Israelischen Angaben zufolge war Alkadi am 7. Oktober aus einem Kibbuz an der Grenze zum Gazastreifen entführt worden, wo er als Wachmann arbeitete. Israelischen Medien zufolge hat er elf Kinder.

Bemühungen um Waffenruhe gehen weiter

Insgesamt verschleppten palästinensische Terroristen am 7. Oktober vergangenen Jahres mehr als 250 Menschen aus Israel in das Küstengebiet. Nach der zwischenzeitlich erreichten Freilassung dutzender Geiseln dürfte die Hamas nach israelischer Zählung noch 108 Geiseln in ihrer Gewalt haben. Wie viele davon noch am Leben sind, ist unklar. Auf israelischer Seite wird davon ausgegangen, dass ein Drittel von ihnen vermutlich tot ist.

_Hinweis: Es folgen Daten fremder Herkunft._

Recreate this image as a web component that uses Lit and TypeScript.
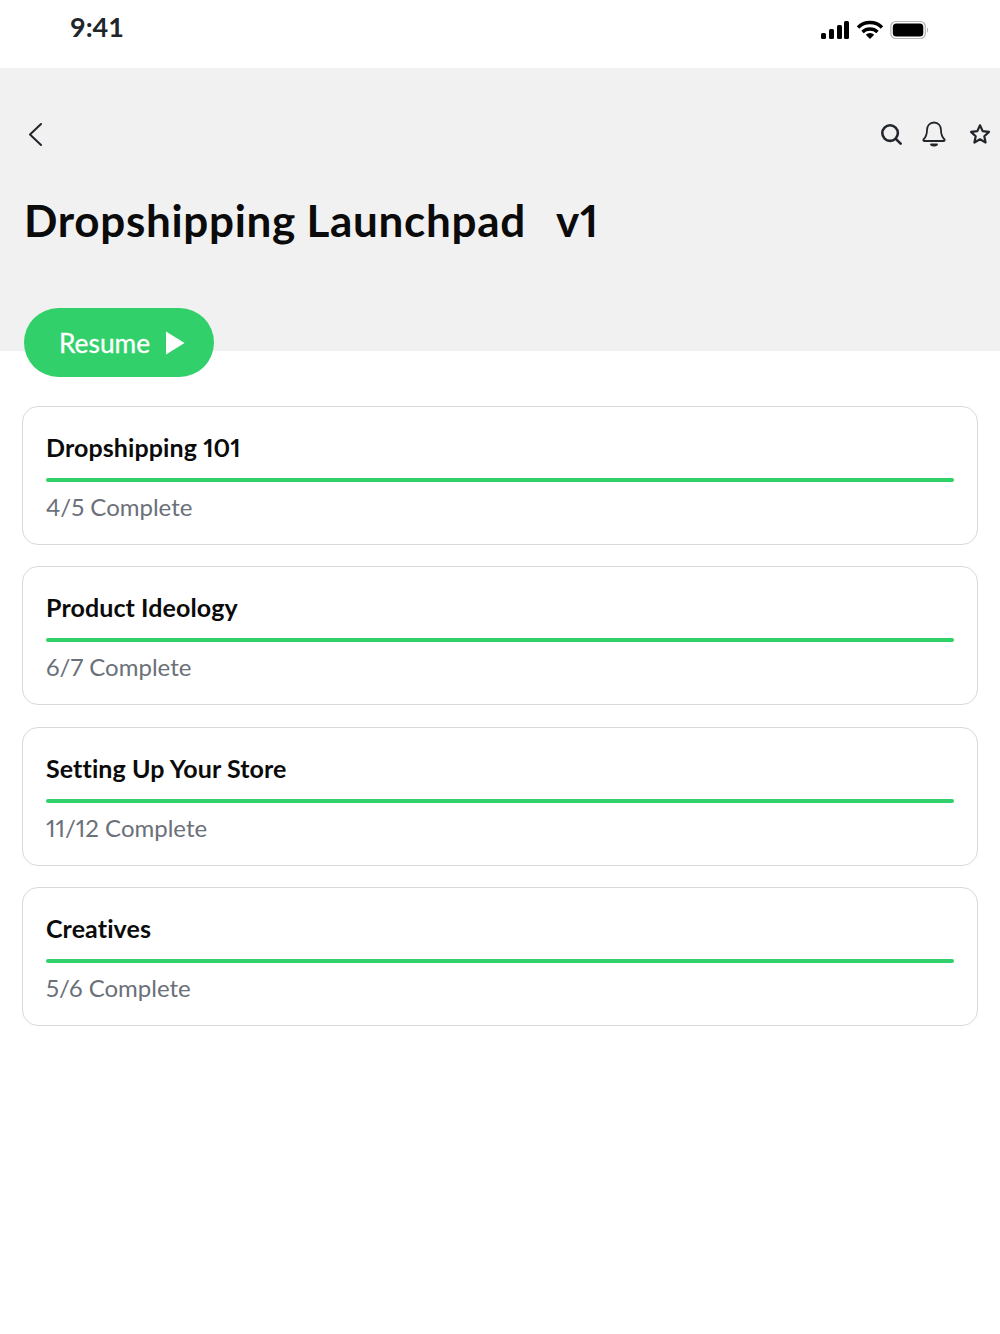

Unterdessen gehen die Kämpfe im Gazastreifen ebenso weiter wie die Bemühungen um eine Waffenruhe und Freilassung der verbliebenen Geiseln. Israelischen Medienberichten zufolge ist geplant, dass eine israelische Delegation zu weiteren Gesprächen über ein Abkommen mit der Hamas in die katarische Hauptstadt Doha reist. Die indirekten Verhandlungen, bei denen Katar sowie Ägypten und die USA zwischen den Konfliktparteien vermitteln, treten seit Monaten auf der Stelle.